* PROBLEM TO SOLVE: Omit all images. Write out the rest of the material exactly.

Records with interface code
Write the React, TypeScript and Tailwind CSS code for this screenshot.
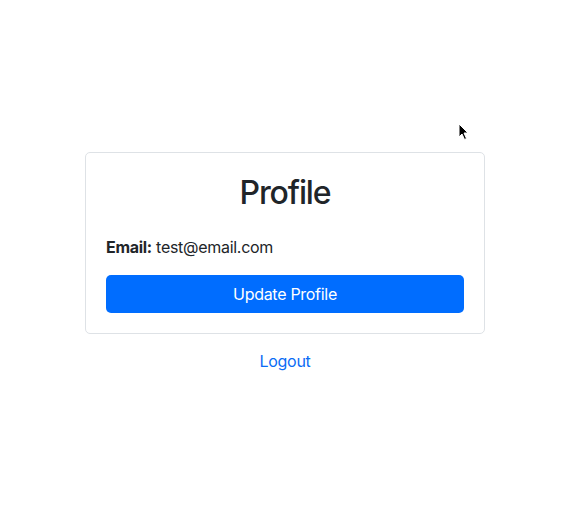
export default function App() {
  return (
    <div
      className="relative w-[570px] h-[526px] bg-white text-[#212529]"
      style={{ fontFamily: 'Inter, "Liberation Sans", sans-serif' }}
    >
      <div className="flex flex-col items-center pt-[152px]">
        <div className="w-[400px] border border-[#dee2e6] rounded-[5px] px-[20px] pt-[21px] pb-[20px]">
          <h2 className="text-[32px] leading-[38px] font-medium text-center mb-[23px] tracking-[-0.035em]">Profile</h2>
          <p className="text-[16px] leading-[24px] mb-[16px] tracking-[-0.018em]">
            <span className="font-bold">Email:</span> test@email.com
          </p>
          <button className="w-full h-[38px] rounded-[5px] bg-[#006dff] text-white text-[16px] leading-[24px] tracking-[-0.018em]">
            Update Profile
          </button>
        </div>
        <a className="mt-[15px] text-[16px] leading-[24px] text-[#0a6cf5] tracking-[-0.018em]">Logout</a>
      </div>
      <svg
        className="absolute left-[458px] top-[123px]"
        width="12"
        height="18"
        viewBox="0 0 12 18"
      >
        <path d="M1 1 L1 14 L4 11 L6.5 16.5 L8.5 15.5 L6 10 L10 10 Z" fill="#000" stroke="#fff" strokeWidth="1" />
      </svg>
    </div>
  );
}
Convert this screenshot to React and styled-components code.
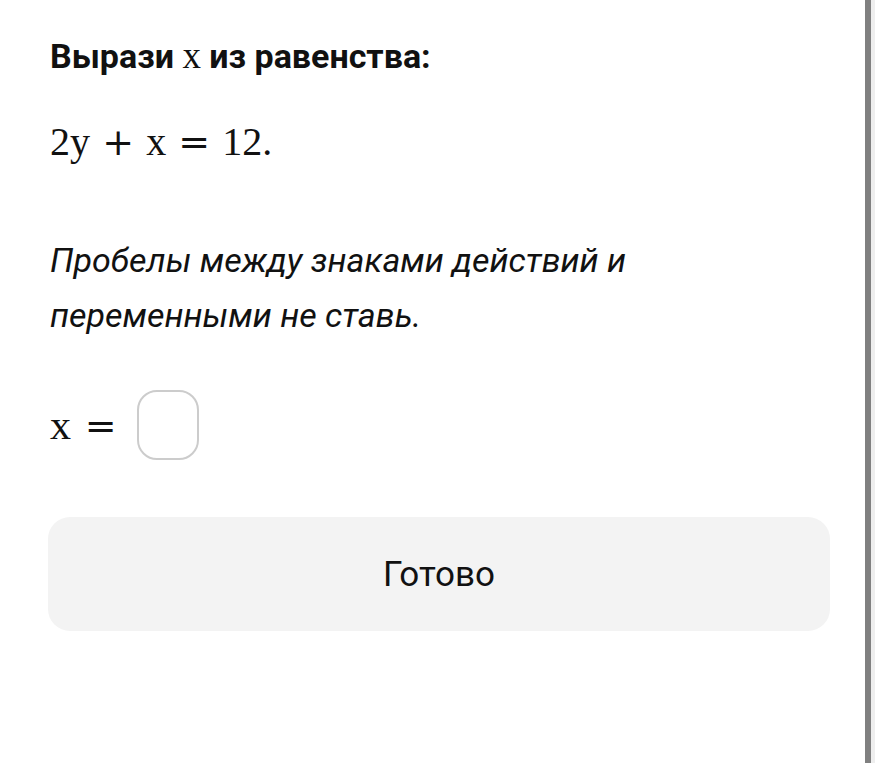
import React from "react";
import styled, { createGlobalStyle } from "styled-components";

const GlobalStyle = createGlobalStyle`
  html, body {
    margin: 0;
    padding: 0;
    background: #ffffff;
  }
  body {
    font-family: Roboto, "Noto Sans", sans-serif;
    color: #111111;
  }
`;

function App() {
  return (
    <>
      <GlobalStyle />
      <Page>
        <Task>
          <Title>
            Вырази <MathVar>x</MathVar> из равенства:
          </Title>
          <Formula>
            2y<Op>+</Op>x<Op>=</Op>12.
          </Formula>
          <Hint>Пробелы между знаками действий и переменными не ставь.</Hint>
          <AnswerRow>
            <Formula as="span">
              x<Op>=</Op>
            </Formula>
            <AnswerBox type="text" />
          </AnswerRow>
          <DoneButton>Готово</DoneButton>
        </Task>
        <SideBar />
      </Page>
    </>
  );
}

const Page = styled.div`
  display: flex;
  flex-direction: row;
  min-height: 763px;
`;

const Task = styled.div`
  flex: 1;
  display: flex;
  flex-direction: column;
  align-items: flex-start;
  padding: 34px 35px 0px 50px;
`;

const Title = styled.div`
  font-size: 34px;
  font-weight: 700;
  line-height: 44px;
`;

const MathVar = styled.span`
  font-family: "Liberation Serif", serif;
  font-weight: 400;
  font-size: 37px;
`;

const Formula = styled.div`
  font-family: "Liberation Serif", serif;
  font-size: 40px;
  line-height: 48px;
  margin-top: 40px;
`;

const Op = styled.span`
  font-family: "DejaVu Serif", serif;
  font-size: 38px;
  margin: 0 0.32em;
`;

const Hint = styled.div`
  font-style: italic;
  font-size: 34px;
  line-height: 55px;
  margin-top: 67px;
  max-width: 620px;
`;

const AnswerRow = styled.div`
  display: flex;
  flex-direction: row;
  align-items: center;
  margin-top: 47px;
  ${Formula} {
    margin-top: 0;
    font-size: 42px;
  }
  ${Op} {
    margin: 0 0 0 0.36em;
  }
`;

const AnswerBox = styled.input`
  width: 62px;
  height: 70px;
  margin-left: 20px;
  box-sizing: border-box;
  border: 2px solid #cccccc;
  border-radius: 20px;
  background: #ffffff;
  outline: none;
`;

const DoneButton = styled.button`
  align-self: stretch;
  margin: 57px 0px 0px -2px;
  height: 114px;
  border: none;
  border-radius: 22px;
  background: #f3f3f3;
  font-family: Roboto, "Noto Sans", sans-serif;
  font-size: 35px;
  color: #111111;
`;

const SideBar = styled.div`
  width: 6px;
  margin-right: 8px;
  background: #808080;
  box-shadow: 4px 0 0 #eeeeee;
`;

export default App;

* COMPLETED TASK:
Write the React, TypeScript and Tailwind CSS code for this screenshot.
export default function App() {
  return (
    <div
      className="relative w-[570px] h-[526px] bg-white text-[#212529]"
      style={{ fontFamily: 'Inter, "Liberation Sans", sans-serif' }}
    >
      <div className="flex flex-col items-center pt-[152px]">
        <div className="w-[400px] border border-[#dee2e6] rounded-[5px] px-[20px] pt-[21px] pb-[20px]">
          <h2 className="text-[32px] leading-[38px] font-medium text-center mb-[23px] tracking-[-0.035em]">Profile</h2>
          <p className="text-[16px] leading-[24px] mb-[16px] tracking-[-0.018em]">
            <span className="font-bold">Email:</span> test@email.com
          </p>
          <button className="w-full h-[38px] rounded-[5px] bg-[#006dff] text-white text-[16px] leading-[24px] tracking-[-0.018em]">
            Update Profile
          </button>
        </div>
        <a className="mt-[15px] text-[16px] leading-[24px] text-[#0a6cf5] tracking-[-0.018em]">Logout</a>
      </div>
      <svg
        className="absolute left-[458px] top-[123px]"
        width="12"
        height="18"
        viewBox="0 0 12 18"
      >
        <path d="M1 1 L1 14 L4 11 L6.5 16.5 L8.5 15.5 L6 10 L10 10 Z" fill="#000" stroke="#fff" strokeWidth="1" />
      </svg>
    </div>
  );
}
Convert this screenshot to React and styled-components code.
import React from "react";
import styled, { createGlobalStyle } from "styled-components";

const GlobalStyle = createGlobalStyle`
  html, body {
    margin: 0;
    padding: 0;
    background: #ffffff;
  }
  body {
    font-family: Roboto, "Noto Sans", sans-serif;
    color: #111111;
  }
`;

function App() {
  return (
    <>
      <GlobalStyle />
      <Page>
        <Task>
          <Title>
            Вырази <MathVar>x</MathVar> из равенства:
          </Title>
          <Formula>
            2y<Op>+</Op>x<Op>=</Op>12.
          </Formula>
          <Hint>Пробелы между знаками действий и переменными не ставь.</Hint>
          <AnswerRow>
            <Formula as="span">
              x<Op>=</Op>
            </Formula>
            <AnswerBox type="text" />
          </AnswerRow>
          <DoneButton>Готово</DoneButton>
        </Task>
        <SideBar />
      </Page>
    </>
  );
}

const Page = styled.div`
  display: flex;
  flex-direction: row;
  min-height: 763px;
`;

const Task = styled.div`
  flex: 1;
  display: flex;
  flex-direction: column;
  align-items: flex-start;
  padding: 34px 35px 0px 50px;
`;

const Title = styled.div`
  font-size: 34px;
  font-weight: 700;
  line-height: 44px;
`;

const MathVar = styled.span`
  font-family: "Liberation Serif", serif;
  font-weight: 400;
  font-size: 37px;
`;

const Formula = styled.div`
  font-family: "Liberation Serif", serif;
  font-size: 40px;
  line-height: 48px;
  margin-top: 40px;
`;

const Op = styled.span`
  font-family: "DejaVu Serif", serif;
  font-size: 38px;
  margin: 0 0.32em;
`;

const Hint = styled.div`
  font-style: italic;
  font-size: 34px;
  line-height: 55px;
  margin-top: 67px;
  max-width: 620px;
`;

const AnswerRow = styled.div`
  display: flex;
  flex-direction: row;
  align-items: center;
  margin-top: 47px;
  ${Formula} {
    margin-top: 0;
    font-size: 42px;
  }
  ${Op} {
    margin: 0 0 0 0.36em;
  }
`;

const AnswerBox = styled.input`
  width: 62px;
  height: 70px;
  margin-left: 20px;
  box-sizing: border-box;
  border: 2px solid #cccccc;
  border-radius: 20px;
  background: #ffffff;
  outline: none;
`;

const DoneButton = styled.button`
  align-self: stretch;
  margin: 57px 0px 0px -2px;
  height: 114px;
  border: none;
  border-radius: 22px;
  background: #f3f3f3;
  font-family: Roboto, "Noto Sans", sans-serif;
  font-size: 35px;
  color: #111111;
`;

const SideBar = styled.div`
  width: 6px;
  margin-right: 8px;
  background: #808080;
  box-shadow: 4px 0 0 #eeeeee;
`;

export default App;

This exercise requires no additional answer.